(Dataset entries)
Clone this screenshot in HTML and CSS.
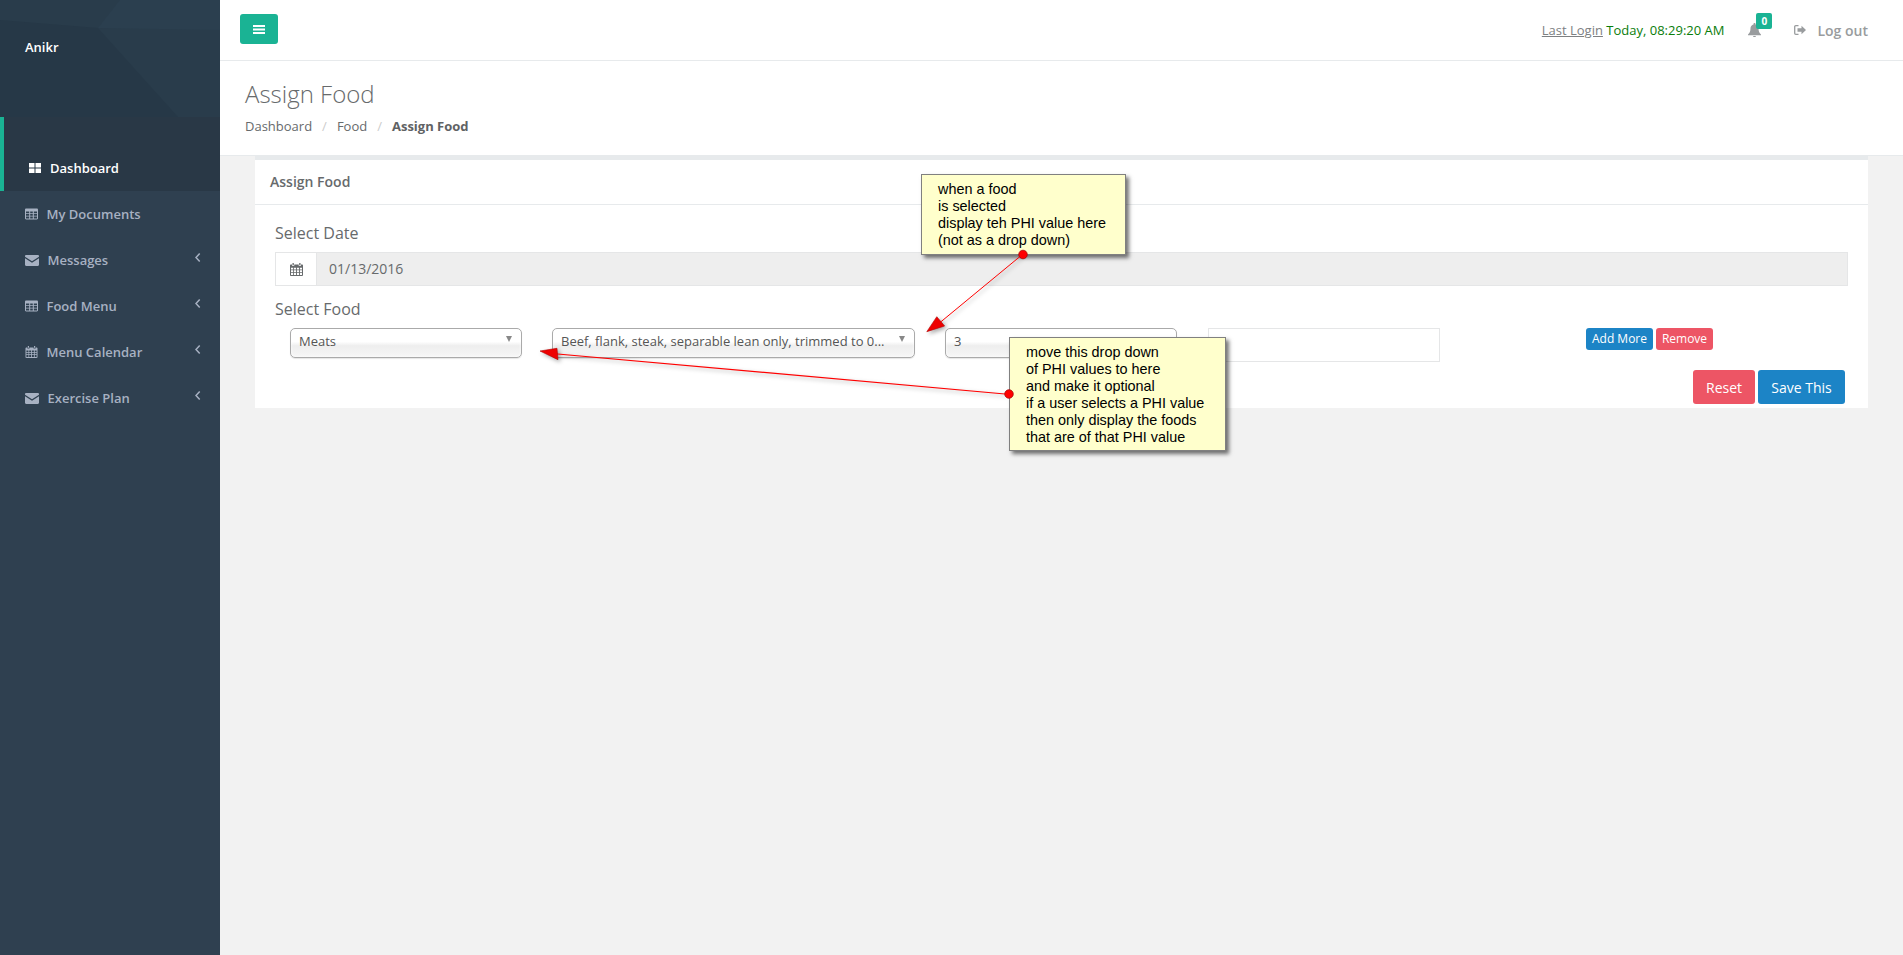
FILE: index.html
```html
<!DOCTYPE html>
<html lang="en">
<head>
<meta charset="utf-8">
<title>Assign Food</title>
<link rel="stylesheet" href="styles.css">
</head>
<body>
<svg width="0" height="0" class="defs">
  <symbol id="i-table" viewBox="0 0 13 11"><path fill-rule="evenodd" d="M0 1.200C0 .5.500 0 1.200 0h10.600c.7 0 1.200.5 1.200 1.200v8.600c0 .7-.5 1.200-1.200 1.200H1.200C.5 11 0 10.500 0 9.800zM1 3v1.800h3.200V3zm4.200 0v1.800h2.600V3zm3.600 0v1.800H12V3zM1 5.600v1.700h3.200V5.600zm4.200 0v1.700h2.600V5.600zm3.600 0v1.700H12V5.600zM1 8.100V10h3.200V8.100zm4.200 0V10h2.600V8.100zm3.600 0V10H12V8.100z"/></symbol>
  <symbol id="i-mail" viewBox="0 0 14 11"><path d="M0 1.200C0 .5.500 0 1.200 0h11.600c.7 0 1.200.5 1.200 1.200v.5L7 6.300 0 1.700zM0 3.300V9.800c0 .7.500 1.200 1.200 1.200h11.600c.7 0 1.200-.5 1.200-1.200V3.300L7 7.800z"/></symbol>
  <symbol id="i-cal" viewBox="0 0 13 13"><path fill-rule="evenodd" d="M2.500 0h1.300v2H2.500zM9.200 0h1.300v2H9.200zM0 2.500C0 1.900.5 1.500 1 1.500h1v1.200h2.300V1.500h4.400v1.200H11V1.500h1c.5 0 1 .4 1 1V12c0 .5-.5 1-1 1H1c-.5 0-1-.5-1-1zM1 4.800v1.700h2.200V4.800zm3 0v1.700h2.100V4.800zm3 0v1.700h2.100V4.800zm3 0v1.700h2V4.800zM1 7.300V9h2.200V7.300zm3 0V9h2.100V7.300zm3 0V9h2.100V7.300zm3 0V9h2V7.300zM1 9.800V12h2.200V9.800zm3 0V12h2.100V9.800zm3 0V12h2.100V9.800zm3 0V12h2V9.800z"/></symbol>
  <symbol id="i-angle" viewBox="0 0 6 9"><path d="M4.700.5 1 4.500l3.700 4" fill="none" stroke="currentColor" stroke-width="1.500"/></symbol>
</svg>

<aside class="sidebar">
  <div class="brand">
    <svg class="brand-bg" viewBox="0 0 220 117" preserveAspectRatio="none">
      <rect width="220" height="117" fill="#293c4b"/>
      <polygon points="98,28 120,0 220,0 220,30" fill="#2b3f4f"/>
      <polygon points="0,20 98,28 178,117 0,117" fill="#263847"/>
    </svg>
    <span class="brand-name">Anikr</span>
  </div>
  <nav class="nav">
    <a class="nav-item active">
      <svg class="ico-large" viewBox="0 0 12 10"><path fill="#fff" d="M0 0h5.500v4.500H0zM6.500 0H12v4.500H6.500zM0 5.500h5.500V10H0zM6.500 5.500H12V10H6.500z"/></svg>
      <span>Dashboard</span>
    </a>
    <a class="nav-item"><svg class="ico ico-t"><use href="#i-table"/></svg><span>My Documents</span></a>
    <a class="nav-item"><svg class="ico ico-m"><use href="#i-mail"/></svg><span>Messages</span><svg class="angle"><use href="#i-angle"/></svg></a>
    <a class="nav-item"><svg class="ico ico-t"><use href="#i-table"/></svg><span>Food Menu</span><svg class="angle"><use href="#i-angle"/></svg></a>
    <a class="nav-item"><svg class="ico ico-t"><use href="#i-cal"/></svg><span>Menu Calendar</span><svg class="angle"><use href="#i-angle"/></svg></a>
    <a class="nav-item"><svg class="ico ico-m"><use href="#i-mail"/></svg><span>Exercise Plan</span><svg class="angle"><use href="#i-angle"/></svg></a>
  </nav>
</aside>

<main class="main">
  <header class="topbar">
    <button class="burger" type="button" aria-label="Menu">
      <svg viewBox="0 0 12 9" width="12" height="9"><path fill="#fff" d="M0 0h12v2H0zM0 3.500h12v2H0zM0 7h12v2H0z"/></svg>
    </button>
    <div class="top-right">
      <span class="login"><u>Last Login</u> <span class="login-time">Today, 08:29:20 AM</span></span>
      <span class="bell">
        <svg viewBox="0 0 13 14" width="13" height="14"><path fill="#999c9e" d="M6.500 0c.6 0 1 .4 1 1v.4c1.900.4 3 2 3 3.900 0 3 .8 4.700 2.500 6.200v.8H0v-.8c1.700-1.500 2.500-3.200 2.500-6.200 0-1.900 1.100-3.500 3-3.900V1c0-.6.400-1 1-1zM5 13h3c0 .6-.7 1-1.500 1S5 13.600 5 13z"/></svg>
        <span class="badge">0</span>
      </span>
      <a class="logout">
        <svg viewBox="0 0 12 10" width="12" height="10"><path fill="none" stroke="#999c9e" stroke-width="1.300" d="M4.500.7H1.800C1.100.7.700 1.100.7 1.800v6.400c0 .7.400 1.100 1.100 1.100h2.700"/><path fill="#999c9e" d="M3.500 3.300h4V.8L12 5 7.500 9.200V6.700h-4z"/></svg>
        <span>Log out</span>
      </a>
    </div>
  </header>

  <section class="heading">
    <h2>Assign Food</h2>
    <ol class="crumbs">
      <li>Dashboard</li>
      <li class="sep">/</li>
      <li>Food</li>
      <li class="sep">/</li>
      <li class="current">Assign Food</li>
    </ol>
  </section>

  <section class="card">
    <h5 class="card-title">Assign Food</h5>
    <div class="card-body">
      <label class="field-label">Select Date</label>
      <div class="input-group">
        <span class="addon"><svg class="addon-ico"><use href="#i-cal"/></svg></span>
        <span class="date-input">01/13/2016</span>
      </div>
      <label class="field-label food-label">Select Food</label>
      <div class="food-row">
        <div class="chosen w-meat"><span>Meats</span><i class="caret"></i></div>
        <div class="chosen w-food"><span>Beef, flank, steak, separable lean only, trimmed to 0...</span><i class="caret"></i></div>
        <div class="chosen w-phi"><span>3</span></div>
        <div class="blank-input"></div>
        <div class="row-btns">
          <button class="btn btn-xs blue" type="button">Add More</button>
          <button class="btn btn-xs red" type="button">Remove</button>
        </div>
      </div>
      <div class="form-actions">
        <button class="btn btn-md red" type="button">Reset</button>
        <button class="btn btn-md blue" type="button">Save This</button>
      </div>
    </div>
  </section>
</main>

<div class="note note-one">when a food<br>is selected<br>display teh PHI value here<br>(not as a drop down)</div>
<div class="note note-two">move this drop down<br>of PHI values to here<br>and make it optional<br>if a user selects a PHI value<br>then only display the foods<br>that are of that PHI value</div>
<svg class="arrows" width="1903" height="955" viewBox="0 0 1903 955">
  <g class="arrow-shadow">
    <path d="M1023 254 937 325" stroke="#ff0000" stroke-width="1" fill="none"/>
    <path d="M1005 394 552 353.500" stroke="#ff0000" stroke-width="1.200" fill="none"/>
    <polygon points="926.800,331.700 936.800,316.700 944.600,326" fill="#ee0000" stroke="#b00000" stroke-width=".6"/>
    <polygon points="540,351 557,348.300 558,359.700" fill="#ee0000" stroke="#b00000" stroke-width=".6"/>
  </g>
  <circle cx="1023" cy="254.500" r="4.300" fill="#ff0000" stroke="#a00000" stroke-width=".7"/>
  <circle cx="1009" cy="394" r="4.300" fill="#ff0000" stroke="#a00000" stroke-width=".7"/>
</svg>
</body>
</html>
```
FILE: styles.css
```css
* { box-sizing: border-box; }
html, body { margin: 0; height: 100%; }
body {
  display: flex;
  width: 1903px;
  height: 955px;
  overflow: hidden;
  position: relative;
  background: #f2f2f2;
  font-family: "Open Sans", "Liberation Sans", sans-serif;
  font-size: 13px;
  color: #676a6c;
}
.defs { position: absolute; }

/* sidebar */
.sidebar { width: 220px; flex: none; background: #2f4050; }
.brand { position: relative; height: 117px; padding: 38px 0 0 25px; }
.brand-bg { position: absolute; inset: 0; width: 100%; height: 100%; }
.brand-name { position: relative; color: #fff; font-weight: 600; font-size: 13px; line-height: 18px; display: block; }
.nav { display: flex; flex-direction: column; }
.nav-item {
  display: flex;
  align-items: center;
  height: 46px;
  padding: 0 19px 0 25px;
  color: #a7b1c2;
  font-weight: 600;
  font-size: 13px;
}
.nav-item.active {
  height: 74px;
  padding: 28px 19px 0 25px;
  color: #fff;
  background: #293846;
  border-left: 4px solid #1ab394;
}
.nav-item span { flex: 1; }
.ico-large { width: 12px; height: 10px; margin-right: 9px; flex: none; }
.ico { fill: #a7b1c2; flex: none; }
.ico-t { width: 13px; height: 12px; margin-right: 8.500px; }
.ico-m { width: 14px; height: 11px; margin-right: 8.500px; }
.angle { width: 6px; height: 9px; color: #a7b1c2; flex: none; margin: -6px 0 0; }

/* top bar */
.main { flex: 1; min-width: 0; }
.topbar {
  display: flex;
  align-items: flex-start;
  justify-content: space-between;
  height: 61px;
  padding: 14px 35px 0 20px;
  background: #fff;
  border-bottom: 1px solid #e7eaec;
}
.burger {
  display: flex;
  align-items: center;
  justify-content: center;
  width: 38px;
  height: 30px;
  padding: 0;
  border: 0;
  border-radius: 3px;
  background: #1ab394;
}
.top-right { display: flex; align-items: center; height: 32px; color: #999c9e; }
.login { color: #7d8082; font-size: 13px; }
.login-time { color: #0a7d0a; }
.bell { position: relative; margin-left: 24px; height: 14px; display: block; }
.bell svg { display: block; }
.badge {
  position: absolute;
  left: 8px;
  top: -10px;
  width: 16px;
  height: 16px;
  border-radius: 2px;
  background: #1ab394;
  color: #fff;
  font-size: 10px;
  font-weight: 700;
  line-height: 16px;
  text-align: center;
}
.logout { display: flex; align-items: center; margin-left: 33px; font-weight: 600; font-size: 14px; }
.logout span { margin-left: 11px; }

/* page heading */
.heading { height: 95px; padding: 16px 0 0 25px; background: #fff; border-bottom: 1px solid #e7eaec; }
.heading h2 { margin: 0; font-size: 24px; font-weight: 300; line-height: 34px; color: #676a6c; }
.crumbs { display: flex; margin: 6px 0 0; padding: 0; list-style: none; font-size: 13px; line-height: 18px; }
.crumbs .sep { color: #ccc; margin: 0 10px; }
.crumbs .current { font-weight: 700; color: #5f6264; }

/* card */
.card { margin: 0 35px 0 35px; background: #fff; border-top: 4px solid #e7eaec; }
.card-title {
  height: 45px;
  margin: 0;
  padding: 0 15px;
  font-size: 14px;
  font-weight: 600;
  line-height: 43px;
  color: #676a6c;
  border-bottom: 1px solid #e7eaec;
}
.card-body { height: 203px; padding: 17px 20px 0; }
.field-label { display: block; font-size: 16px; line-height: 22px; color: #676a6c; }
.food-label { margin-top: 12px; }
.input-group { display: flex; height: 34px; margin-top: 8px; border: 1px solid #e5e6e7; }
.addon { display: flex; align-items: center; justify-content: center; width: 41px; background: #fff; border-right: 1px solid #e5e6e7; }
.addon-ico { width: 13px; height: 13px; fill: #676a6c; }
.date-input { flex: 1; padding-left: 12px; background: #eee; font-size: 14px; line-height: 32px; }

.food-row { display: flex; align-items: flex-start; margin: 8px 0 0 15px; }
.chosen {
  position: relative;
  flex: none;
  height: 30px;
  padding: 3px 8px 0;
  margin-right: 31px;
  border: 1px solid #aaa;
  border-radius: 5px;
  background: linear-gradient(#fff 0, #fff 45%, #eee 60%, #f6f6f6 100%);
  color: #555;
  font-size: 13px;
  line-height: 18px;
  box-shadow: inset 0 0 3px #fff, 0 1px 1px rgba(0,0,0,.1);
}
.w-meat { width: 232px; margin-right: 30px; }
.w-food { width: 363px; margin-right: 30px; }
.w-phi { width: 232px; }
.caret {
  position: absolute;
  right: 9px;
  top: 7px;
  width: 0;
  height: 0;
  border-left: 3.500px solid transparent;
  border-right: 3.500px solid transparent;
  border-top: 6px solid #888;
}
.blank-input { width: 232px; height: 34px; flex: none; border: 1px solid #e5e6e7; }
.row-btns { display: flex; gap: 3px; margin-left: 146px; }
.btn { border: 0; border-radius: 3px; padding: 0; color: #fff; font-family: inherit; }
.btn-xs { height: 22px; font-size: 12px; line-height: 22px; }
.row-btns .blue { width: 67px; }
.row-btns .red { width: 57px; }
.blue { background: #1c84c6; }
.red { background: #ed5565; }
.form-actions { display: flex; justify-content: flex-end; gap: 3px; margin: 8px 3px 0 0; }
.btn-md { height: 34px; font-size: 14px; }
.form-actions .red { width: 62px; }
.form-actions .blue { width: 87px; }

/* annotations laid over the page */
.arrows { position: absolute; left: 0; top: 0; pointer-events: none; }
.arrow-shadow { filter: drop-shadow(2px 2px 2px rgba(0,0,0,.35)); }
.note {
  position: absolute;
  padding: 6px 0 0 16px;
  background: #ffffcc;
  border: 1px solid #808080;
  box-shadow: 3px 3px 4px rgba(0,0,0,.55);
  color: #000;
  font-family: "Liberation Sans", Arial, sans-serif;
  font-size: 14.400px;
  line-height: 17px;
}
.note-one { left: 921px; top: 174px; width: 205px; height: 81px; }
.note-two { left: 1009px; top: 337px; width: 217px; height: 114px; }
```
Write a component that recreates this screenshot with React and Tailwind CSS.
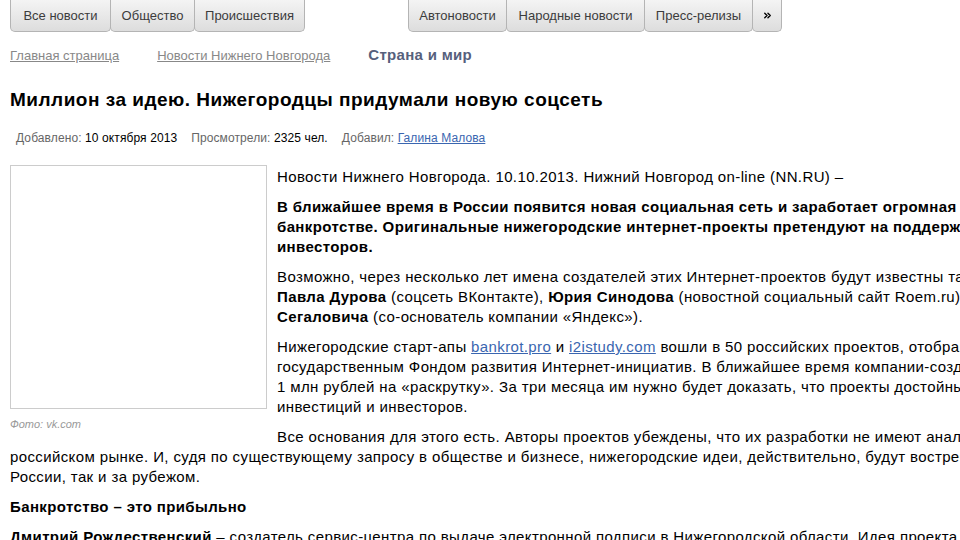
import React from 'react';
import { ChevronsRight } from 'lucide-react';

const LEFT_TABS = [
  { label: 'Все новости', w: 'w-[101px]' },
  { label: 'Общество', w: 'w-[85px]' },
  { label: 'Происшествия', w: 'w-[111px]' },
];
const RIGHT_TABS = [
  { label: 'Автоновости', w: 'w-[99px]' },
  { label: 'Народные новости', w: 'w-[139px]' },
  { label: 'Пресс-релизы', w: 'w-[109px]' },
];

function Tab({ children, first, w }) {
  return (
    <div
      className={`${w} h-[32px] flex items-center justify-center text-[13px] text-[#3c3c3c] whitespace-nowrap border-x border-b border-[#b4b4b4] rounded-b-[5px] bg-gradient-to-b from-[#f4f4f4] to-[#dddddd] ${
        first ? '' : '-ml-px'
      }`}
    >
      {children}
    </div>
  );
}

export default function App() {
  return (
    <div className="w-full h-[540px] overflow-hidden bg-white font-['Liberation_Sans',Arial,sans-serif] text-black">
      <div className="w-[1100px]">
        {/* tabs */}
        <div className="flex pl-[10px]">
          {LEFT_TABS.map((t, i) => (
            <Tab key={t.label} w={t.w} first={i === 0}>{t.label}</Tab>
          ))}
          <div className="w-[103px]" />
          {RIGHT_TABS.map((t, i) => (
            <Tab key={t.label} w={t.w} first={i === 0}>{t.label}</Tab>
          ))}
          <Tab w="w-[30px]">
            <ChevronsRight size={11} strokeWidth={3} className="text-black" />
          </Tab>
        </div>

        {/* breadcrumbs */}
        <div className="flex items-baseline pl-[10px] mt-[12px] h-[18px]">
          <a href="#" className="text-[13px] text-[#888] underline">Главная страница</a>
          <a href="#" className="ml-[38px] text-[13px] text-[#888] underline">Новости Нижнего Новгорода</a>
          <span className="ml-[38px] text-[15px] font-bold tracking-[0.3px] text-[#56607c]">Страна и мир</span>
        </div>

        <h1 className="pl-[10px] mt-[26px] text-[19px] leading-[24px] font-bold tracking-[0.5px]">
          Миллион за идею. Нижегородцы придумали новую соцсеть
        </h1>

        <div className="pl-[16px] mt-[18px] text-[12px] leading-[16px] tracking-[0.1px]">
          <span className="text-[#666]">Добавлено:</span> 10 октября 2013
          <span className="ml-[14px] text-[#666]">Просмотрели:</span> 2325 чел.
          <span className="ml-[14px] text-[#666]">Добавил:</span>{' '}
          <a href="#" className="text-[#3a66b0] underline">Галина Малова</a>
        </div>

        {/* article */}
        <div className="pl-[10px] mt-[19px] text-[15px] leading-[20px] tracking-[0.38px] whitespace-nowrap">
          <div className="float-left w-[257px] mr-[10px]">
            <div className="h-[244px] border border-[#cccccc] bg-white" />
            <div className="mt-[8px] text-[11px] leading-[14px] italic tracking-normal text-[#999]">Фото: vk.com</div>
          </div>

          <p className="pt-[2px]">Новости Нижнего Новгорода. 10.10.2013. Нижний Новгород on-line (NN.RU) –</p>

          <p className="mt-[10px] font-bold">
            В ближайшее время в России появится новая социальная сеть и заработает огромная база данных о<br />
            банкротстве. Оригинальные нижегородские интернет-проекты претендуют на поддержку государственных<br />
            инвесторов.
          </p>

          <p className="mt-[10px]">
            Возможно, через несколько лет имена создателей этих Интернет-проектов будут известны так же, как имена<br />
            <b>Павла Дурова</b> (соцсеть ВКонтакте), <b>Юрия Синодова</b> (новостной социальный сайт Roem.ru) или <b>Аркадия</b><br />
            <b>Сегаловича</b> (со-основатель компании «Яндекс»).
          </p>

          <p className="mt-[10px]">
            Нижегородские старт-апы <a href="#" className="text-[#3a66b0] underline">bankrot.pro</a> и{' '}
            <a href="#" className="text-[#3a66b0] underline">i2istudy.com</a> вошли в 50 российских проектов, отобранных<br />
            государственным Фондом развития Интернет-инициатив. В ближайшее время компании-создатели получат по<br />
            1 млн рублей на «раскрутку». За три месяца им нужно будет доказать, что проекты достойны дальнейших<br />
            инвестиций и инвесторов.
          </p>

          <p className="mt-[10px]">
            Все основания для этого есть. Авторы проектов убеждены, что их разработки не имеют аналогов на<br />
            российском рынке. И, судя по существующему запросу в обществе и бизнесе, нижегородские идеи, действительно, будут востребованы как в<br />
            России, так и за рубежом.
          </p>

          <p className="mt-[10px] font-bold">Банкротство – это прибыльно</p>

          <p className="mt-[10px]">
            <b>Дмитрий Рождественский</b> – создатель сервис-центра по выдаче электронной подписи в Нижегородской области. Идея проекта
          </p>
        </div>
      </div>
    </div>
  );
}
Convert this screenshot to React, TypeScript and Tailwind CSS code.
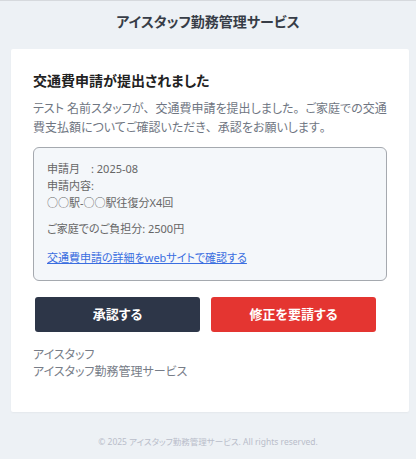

Instructions to follow: Looking at the records above, report how many lines contain the word "screenshot". Answer with the number only.

Exercise output: 3